* Material provided *
⟨

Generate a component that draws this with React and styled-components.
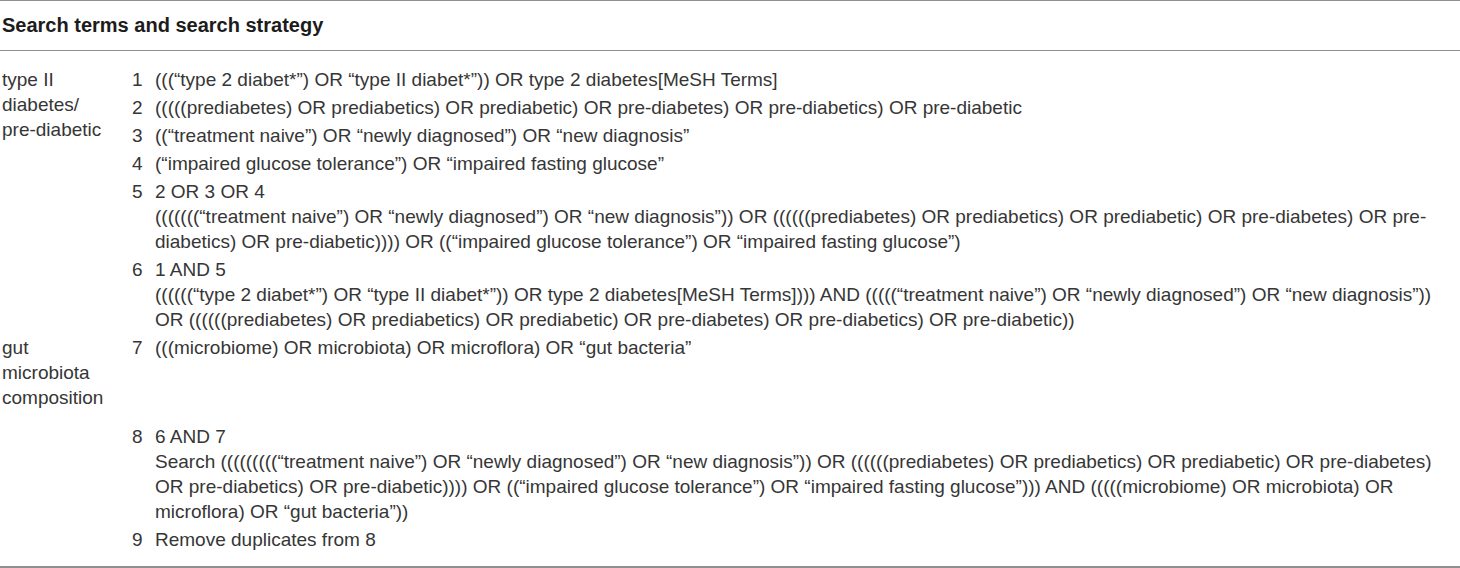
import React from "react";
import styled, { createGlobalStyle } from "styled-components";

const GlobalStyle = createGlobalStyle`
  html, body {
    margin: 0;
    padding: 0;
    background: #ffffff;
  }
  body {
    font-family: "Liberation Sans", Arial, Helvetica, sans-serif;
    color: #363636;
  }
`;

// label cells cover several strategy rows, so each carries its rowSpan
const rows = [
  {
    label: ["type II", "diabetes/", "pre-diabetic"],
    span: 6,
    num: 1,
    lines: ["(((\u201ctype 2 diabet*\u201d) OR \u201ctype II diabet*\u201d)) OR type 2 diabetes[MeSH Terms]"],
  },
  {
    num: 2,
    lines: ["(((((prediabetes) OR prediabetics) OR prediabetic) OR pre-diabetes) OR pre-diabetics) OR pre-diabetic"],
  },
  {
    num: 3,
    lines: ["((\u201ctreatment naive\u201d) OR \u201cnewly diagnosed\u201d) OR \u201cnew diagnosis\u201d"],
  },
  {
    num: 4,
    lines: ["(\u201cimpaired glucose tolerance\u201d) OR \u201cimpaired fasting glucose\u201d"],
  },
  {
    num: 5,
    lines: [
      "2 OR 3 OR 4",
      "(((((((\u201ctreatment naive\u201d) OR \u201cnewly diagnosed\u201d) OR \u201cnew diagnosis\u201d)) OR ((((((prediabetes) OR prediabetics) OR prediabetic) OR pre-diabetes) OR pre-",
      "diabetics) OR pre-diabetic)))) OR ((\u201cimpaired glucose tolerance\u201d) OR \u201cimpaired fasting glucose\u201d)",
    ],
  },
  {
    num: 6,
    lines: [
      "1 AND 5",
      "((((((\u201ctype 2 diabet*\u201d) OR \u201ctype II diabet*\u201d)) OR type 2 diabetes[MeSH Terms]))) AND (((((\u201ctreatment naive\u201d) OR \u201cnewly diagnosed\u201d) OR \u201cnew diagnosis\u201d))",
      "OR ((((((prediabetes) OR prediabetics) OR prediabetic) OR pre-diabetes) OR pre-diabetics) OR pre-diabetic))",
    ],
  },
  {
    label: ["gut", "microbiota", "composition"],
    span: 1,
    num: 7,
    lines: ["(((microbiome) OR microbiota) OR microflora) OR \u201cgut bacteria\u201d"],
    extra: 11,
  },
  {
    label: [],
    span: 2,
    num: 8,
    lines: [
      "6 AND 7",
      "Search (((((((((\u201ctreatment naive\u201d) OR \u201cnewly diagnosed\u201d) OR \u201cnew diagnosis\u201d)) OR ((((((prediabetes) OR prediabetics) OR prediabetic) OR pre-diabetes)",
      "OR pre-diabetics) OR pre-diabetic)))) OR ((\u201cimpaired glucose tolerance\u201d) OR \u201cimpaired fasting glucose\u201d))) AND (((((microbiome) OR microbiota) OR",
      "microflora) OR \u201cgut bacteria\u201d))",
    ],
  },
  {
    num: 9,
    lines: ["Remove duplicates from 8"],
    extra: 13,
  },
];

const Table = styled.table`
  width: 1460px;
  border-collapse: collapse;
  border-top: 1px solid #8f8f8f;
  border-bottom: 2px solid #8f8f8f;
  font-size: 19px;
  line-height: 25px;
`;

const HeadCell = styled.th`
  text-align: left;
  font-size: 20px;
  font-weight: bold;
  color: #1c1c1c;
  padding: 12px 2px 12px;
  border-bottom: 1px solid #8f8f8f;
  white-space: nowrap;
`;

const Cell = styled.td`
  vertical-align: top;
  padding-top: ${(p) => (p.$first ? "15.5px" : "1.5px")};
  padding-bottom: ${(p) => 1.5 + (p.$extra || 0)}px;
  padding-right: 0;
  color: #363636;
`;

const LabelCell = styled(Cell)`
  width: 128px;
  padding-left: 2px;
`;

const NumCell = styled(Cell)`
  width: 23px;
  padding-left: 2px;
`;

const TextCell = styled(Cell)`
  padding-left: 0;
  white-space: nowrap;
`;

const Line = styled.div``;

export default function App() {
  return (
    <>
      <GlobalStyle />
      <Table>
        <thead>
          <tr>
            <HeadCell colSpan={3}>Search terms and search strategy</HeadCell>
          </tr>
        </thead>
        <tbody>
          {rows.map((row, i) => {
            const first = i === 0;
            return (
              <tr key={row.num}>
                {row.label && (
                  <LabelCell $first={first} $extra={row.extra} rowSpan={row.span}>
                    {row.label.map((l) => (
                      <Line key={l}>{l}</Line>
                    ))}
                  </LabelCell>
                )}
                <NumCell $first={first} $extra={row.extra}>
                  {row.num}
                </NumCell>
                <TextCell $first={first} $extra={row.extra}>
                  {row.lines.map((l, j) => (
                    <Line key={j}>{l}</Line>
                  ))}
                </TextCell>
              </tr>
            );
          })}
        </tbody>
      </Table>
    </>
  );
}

⟩

* Problem statement *
All of the lines above should be printed exactly, minus the pictures.

* Answer for the task *
Generate a component that draws this with React and styled-components.
import React from "react";
import styled, { createGlobalStyle } from "styled-components";

const GlobalStyle = createGlobalStyle`
  html, body {
    margin: 0;
    padding: 0;
    background: #ffffff;
  }
  body {
    font-family: "Liberation Sans", Arial, Helvetica, sans-serif;
    color: #363636;
  }
`;

// label cells cover several strategy rows, so each carries its rowSpan
const rows = [
  {
    label: ["type II", "diabetes/", "pre-diabetic"],
    span: 6,
    num: 1,
    lines: ["(((\u201ctype 2 diabet*\u201d) OR \u201ctype II diabet*\u201d)) OR type 2 diabetes[MeSH Terms]"],
  },
  {
    num: 2,
    lines: ["(((((prediabetes) OR prediabetics) OR prediabetic) OR pre-diabetes) OR pre-diabetics) OR pre-diabetic"],
  },
  {
    num: 3,
    lines: ["((\u201ctreatment naive\u201d) OR \u201cnewly diagnosed\u201d) OR \u201cnew diagnosis\u201d"],
  },
  {
    num: 4,
    lines: ["(\u201cimpaired glucose tolerance\u201d) OR \u201cimpaired fasting glucose\u201d"],
  },
  {
    num: 5,
    lines: [
      "2 OR 3 OR 4",
      "(((((((\u201ctreatment naive\u201d) OR \u201cnewly diagnosed\u201d) OR \u201cnew diagnosis\u201d)) OR ((((((prediabetes) OR prediabetics) OR prediabetic) OR pre-diabetes) OR pre-",
      "diabetics) OR pre-diabetic)))) OR ((\u201cimpaired glucose tolerance\u201d) OR \u201cimpaired fasting glucose\u201d)",
    ],
  },
  {
    num: 6,
    lines: [
      "1 AND 5",
      "((((((\u201ctype 2 diabet*\u201d) OR \u201ctype II diabet*\u201d)) OR type 2 diabetes[MeSH Terms]))) AND (((((\u201ctreatment naive\u201d) OR \u201cnewly diagnosed\u201d) OR \u201cnew diagnosis\u201d))",
      "OR ((((((prediabetes) OR prediabetics) OR prediabetic) OR pre-diabetes) OR pre-diabetics) OR pre-diabetic))",
    ],
  },
  {
    label: ["gut", "microbiota", "composition"],
    span: 1,
    num: 7,
    lines: ["(((microbiome) OR microbiota) OR microflora) OR \u201cgut bacteria\u201d"],
    extra: 11,
  },
  {
    label: [],
    span: 2,
    num: 8,
    lines: [
      "6 AND 7",
      "Search (((((((((\u201ctreatment naive\u201d) OR \u201cnewly diagnosed\u201d) OR \u201cnew diagnosis\u201d)) OR ((((((prediabetes) OR prediabetics) OR prediabetic) OR pre-diabetes)",
      "OR pre-diabetics) OR pre-diabetic)))) OR ((\u201cimpaired glucose tolerance\u201d) OR \u201cimpaired fasting glucose\u201d))) AND (((((microbiome) OR microbiota) OR",
      "microflora) OR \u201cgut bacteria\u201d))",
    ],
  },
  {
    num: 9,
    lines: ["Remove duplicates from 8"],
    extra: 13,
  },
];

const Table = styled.table`
  width: 1460px;
  border-collapse: collapse;
  border-top: 1px solid #8f8f8f;
  border-bottom: 2px solid #8f8f8f;
  font-size: 19px;
  line-height: 25px;
`;

const HeadCell = styled.th`
  text-align: left;
  font-size: 20px;
  font-weight: bold;
  color: #1c1c1c;
  padding: 12px 2px 12px;
  border-bottom: 1px solid #8f8f8f;
  white-space: nowrap;
`;

const Cell = styled.td`
  vertical-align: top;
  padding-top: ${(p) => (p.$first ? "15.5px" : "1.5px")};
  padding-bottom: ${(p) => 1.5 + (p.$extra || 0)}px;
  padding-right: 0;
  color: #363636;
`;

const LabelCell = styled(Cell)`
  width: 128px;
  padding-left: 2px;
`;

const NumCell = styled(Cell)`
  width: 23px;
  padding-left: 2px;
`;

const TextCell = styled(Cell)`
  padding-left: 0;
  white-space: nowrap;
`;

const Line = styled.div``;

export default function App() {
  return (
    <>
      <GlobalStyle />
      <Table>
        <thead>
          <tr>
            <HeadCell colSpan={3}>Search terms and search strategy</HeadCell>
          </tr>
        </thead>
        <tbody>
          {rows.map((row, i) => {
            const first = i === 0;
            return (
              <tr key={row.num}>
                {row.label && (
                  <LabelCell $first={first} $extra={row.extra} rowSpan={row.span}>
                    {row.label.map((l) => (
                      <Line key={l}>{l}</Line>
                    ))}
                  </LabelCell>
                )}
                <NumCell $first={first} $extra={row.extra}>
                  {row.num}
                </NumCell>
                <TextCell $first={first} $extra={row.extra}>
                  {row.lines.map((l, j) => (
                    <Line key={j}>{l}</Line>
                  ))}
                </TextCell>
              </tr>
            );
          })}
        </tbody>
      </Table>
    </>
  );
}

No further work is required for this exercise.